### Source excerpt
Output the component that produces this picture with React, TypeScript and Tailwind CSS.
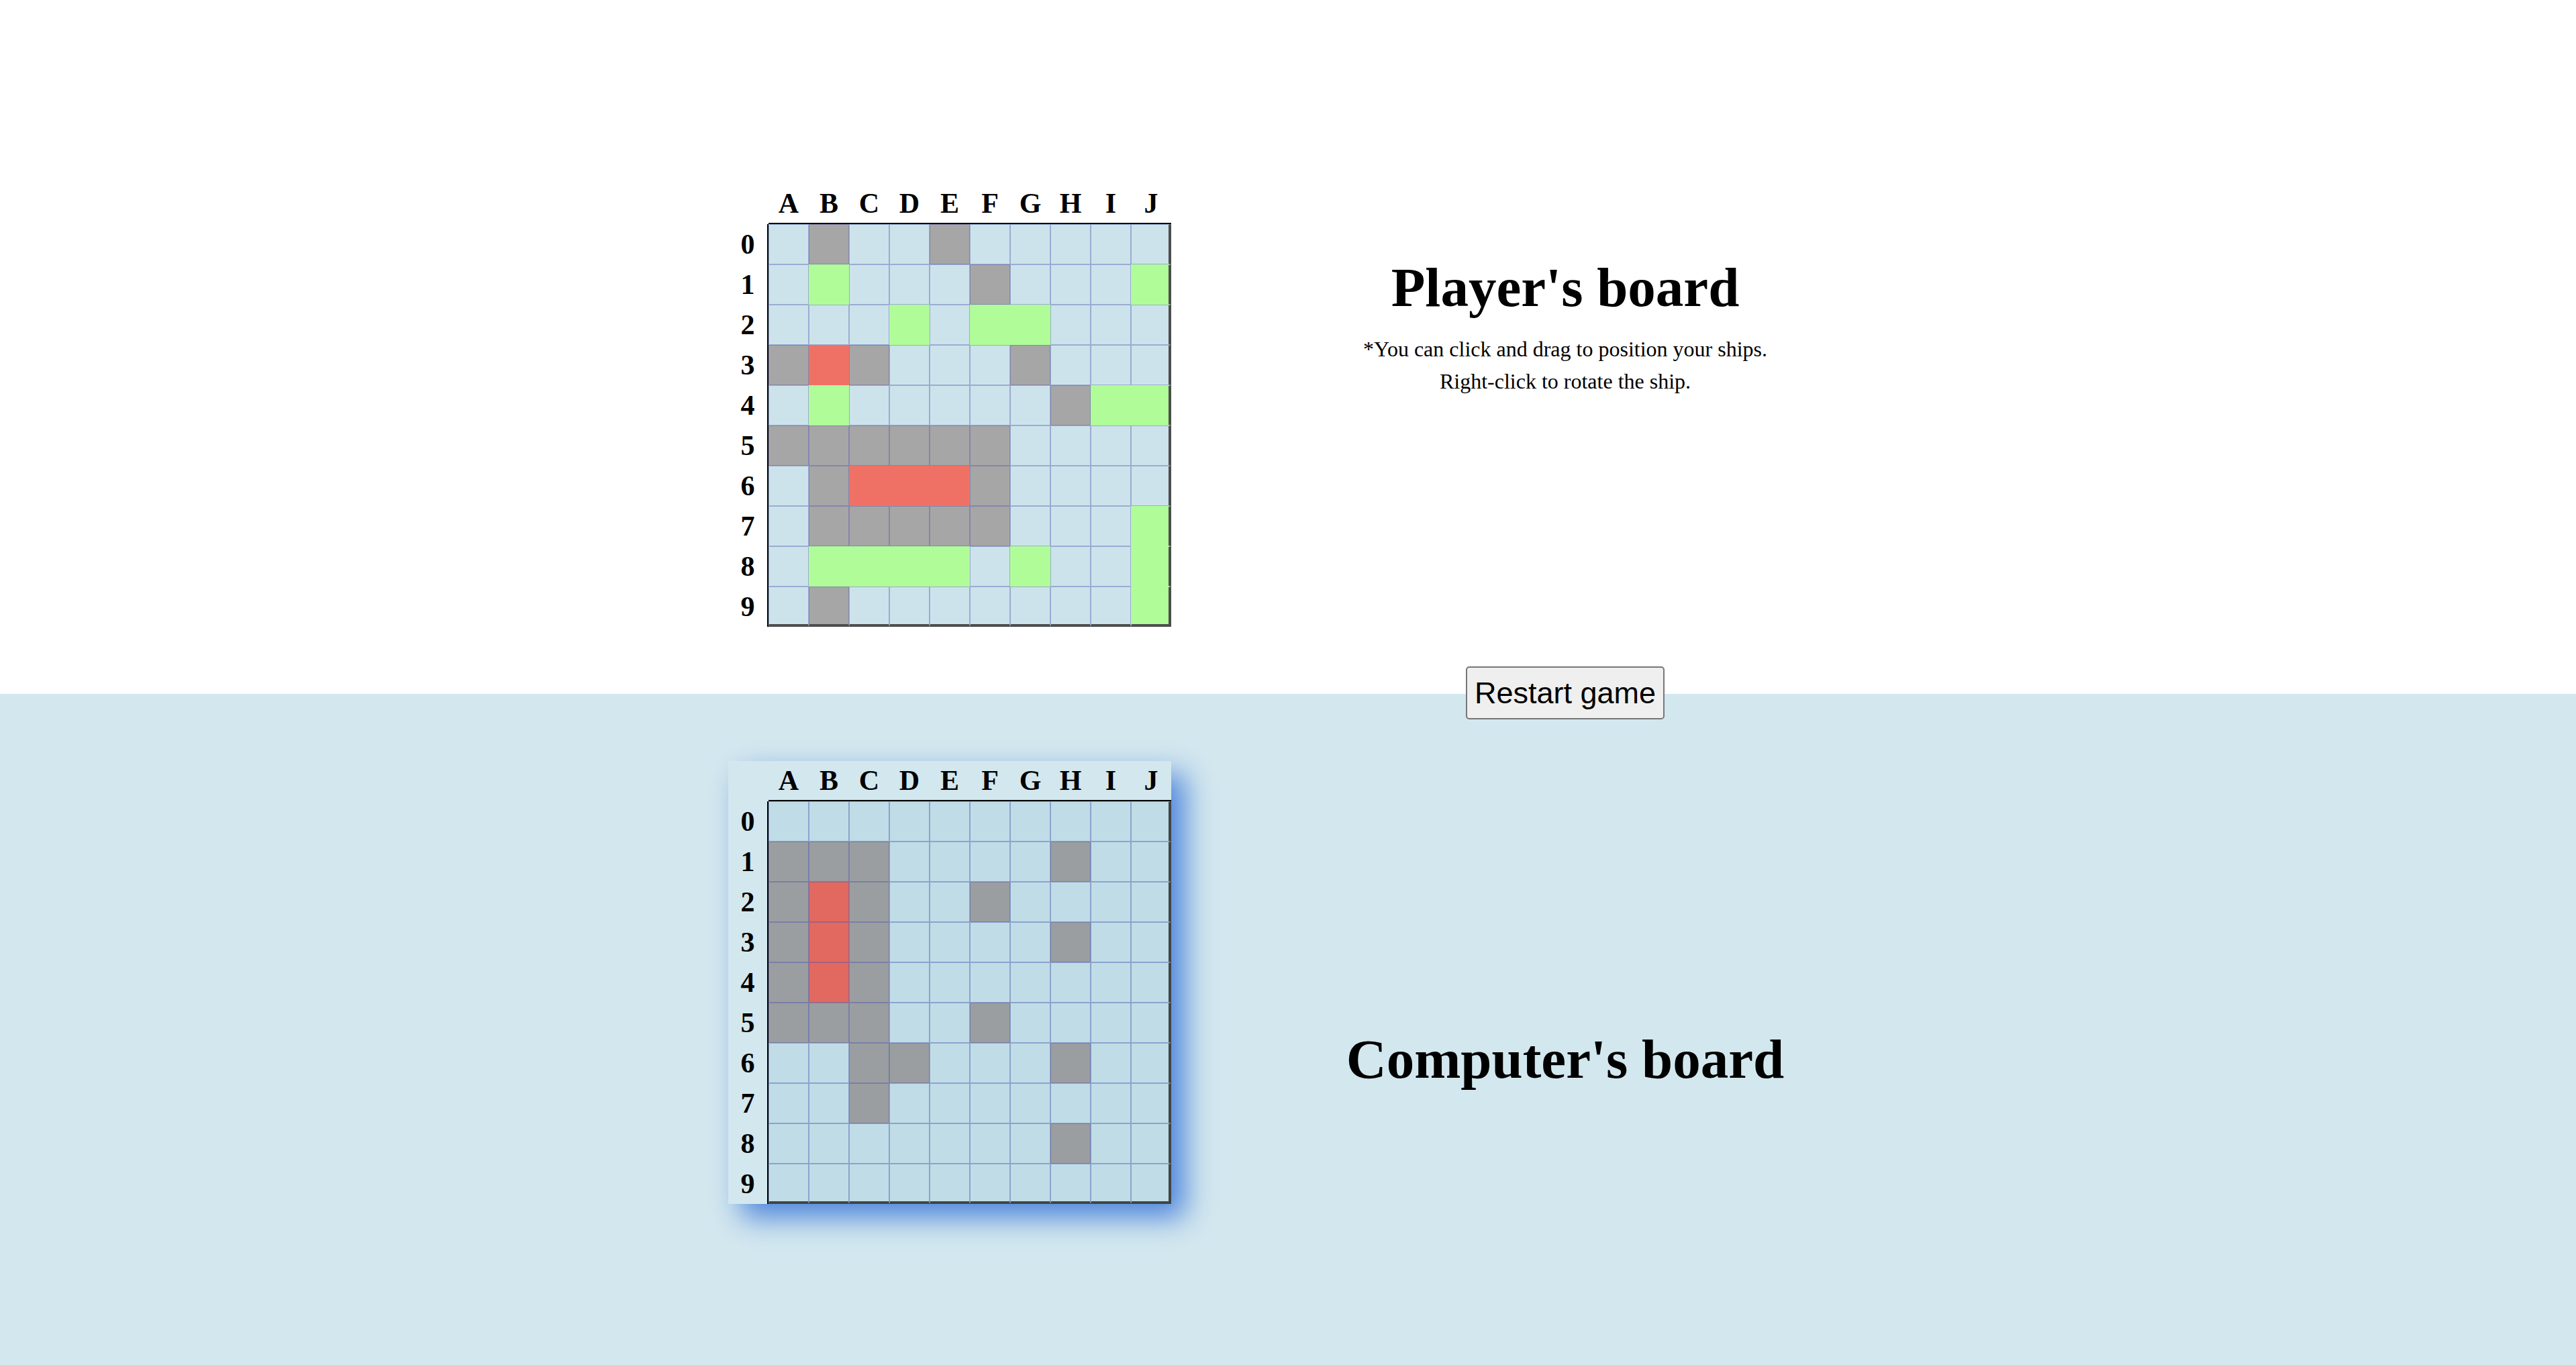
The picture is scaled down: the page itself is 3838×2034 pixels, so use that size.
import React from "react";

type Kind = "water" | "miss" | "hit" | "ship";

const COLUMNS = ["A", "B", "C", "D", "E", "F", "G", "H", "I", "J"];

// One string per row: "." water, "m" miss, "x" hit, "s" ship.
const PLAYER_ROWS = [
  ".m..m.....",
  ".s...m...s",
  "...s.ss...",
  "mxm...m...",
  ".s.....mss",
  "mmmmmm....",
  ".mxxxm....",
  ".mmmmm...s",
  ".ssss.s..s",
  ".m.......s",
];

const COMPUTER_ROWS = [
  "..........",
  "mmm....m..",
  "mxm..m....",
  "mxm....m..",
  "mxm.......",
  "mmm..m....",
  "..mm...m..",
  "..m.......",
  ".......m..",
  "..........",
];

const KINDS: Record<string, Kind> = { ".": "water", m: "miss", x: "hit", s: "ship" };

const PLAYER_CELLS: Record<Kind, string> = {
  water: "bg-[#cde3eb] border-[#9aacd2]",
  miss: "bg-[#a6a6a6] border-[#8586ab]",
  hit: "bg-[#ef7166] border-[#ef7166]",
  ship: "bg-[#affc99] border-[#affc99]",
};

const COMPUTER_CELLS: Record<Kind, string> = {
  water: "bg-[#c0dce7] border-[#8ca3cd]",
  miss: "bg-[#9a9ea0] border-[#797fa6]",
  hit: "bg-[#e26960] border-[#a5607f]",
  ship: "bg-[#affc99] border-[#affc99]",
};

type BoardProps = {
  name: string;
  rows: string[];
  cells: Record<Kind, string>;
  right: string;
  bottom: string;
  className?: string;
};

function Board({ name, rows, cells, right, bottom, className = "" }: BoardProps) {
  return (
    <table
      aria-label={name}
      className={`w-[660px] table-fixed border-separate border-spacing-0 text-[42px] leading-none font-bold ${className}`}
    >
      <thead>
        <tr className="h-[60px]">
          <td className="p-0" />
          {COLUMNS.map((c) => (
            <th key={c} scope="col" className="border-b-2 border-black p-0 text-center">
              {c}
            </th>
          ))}
        </tr>
      </thead>
      <tbody>
        {rows.map((row, y) => (
          <tr key={y} className="h-[60px]">
            <th scope="row" className="border-r-2 border-black p-0 text-center">
              {y}
            </th>
            {row.split("").map((k, x) => (
              <td
                key={x}
                className={`border p-0 ${cells[KINDS[k]]} ${x === 9 ? right : ""} ${y === 9 ? bottom : ""}`}
              />
            ))}
          </tr>
        ))}
      </tbody>
    </table>
  );
}

export default function App() {
  return (
    <main className="bg-white font-['Liberation_Serif',serif] text-black">
      <section className="px-8 pt-[274px] pb-[100px]">
        <div className="mx-auto grid w-full max-w-[1668px] grid-cols-[660px_1fr] gap-[166px]">
          <Board
            name="Player's board"
            rows={PLAYER_ROWS}
            cells={PLAYER_CELLS}
            right="border-r-4 border-r-[#4d4d4d]"
            bottom="border-b-4 border-b-[#4d4d4d]"
          />
          <div className="flex flex-col items-center pt-[106px] text-center">
            <h1 className="text-[83px] leading-[96px] font-bold">Player's board</h1>
            <p className="mt-[20px] text-[32px] leading-[48px]">
              *You can click and drag to position your ships.
              <br />
              Right-click to rotate the ship.
            </p>
          </div>
        </div>
      </section>
      <section className="bg-[#d3e7ee] px-8 pb-[240px]">
        <div className="mx-auto grid w-full max-w-[1668px] grid-cols-[660px_1fr] gap-[166px]">
          <Board
            name="Computer's board"
            rows={COMPUTER_ROWS}
            cells={COMPUTER_CELLS}
            right="border-r-4 border-r-[#404546]"
            bottom="border-b-4 border-b-[#404546]"
            className="mt-[100px] bg-[#d3e7ee] shadow-[20px_20px_40px_#4d85dc]"
          />
          <div className="flex flex-col items-center text-center">
            <button
              type="button"
              className="-mt-[41px] h-[79px] rounded-[5px] border-2 border-[#767676] bg-[#efefef] px-[11px] font-['Liberation_Sans',sans-serif] text-[45px] leading-none"
            >
              Restart game
            </button>
            <h1 className="mt-[458px] text-[83px] leading-[96px] font-bold">Computer's board</h1>
          </div>
        </div>
      </section>
    </main>
  );
}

### Set task
Set down the complete material exactly, but do not include the images.

### Worked solution
Output the component that produces this picture with React, TypeScript and Tailwind CSS.
The picture is scaled down: the page itself is 3838×2034 pixels, so use that size.
import React from "react";

type Kind = "water" | "miss" | "hit" | "ship";

const COLUMNS = ["A", "B", "C", "D", "E", "F", "G", "H", "I", "J"];

// One string per row: "." water, "m" miss, "x" hit, "s" ship.
const PLAYER_ROWS = [
  ".m..m.....",
  ".s...m...s",
  "...s.ss...",
  "mxm...m...",
  ".s.....mss",
  "mmmmmm....",
  ".mxxxm....",
  ".mmmmm...s",
  ".ssss.s..s",
  ".m.......s",
];

const COMPUTER_ROWS = [
  "..........",
  "mmm....m..",
  "mxm..m....",
  "mxm....m..",
  "mxm.......",
  "mmm..m....",
  "..mm...m..",
  "..m.......",
  ".......m..",
  "..........",
];

const KINDS: Record<string, Kind> = { ".": "water", m: "miss", x: "hit", s: "ship" };

const PLAYER_CELLS: Record<Kind, string> = {
  water: "bg-[#cde3eb] border-[#9aacd2]",
  miss: "bg-[#a6a6a6] border-[#8586ab]",
  hit: "bg-[#ef7166] border-[#ef7166]",
  ship: "bg-[#affc99] border-[#affc99]",
};

const COMPUTER_CELLS: Record<Kind, string> = {
  water: "bg-[#c0dce7] border-[#8ca3cd]",
  miss: "bg-[#9a9ea0] border-[#797fa6]",
  hit: "bg-[#e26960] border-[#a5607f]",
  ship: "bg-[#affc99] border-[#affc99]",
};

type BoardProps = {
  name: string;
  rows: string[];
  cells: Record<Kind, string>;
  right: string;
  bottom: string;
  className?: string;
};

function Board({ name, rows, cells, right, bottom, className = "" }: BoardProps) {
  return (
    <table
      aria-label={name}
      className={`w-[660px] table-fixed border-separate border-spacing-0 text-[42px] leading-none font-bold ${className}`}
    >
      <thead>
        <tr className="h-[60px]">
          <td className="p-0" />
          {COLUMNS.map((c) => (
            <th key={c} scope="col" className="border-b-2 border-black p-0 text-center">
              {c}
            </th>
          ))}
        </tr>
      </thead>
      <tbody>
        {rows.map((row, y) => (
          <tr key={y} className="h-[60px]">
            <th scope="row" className="border-r-2 border-black p-0 text-center">
              {y}
            </th>
            {row.split("").map((k, x) => (
              <td
                key={x}
                className={`border p-0 ${cells[KINDS[k]]} ${x === 9 ? right : ""} ${y === 9 ? bottom : ""}`}
              />
            ))}
          </tr>
        ))}
      </tbody>
    </table>
  );
}

export default function App() {
  return (
    <main className="bg-white font-['Liberation_Serif',serif] text-black">
      <section className="px-8 pt-[274px] pb-[100px]">
        <div className="mx-auto grid w-full max-w-[1668px] grid-cols-[660px_1fr] gap-[166px]">
          <Board
            name="Player's board"
            rows={PLAYER_ROWS}
            cells={PLAYER_CELLS}
            right="border-r-4 border-r-[#4d4d4d]"
            bottom="border-b-4 border-b-[#4d4d4d]"
          />
          <div className="flex flex-col items-center pt-[106px] text-center">
            <h1 className="text-[83px] leading-[96px] font-bold">Player's board</h1>
            <p className="mt-[20px] text-[32px] leading-[48px]">
              *You can click and drag to position your ships.
              <br />
              Right-click to rotate the ship.
            </p>
          </div>
        </div>
      </section>
      <section className="bg-[#d3e7ee] px-8 pb-[240px]">
        <div className="mx-auto grid w-full max-w-[1668px] grid-cols-[660px_1fr] gap-[166px]">
          <Board
            name="Computer's board"
            rows={COMPUTER_ROWS}
            cells={COMPUTER_CELLS}
            right="border-r-4 border-r-[#404546]"
            bottom="border-b-4 border-b-[#404546]"
            className="mt-[100px] bg-[#d3e7ee] shadow-[20px_20px_40px_#4d85dc]"
          />
          <div className="flex flex-col items-center text-center">
            <button
              type="button"
              className="-mt-[41px] h-[79px] rounded-[5px] border-2 border-[#767676] bg-[#efefef] px-[11px] font-['Liberation_Sans',sans-serif] text-[45px] leading-none"
            >
              Restart game
            </button>
            <h1 className="mt-[458px] text-[83px] leading-[96px] font-bold">Computer's board</h1>
          </div>
        </div>
      </section>
    </main>
  );
}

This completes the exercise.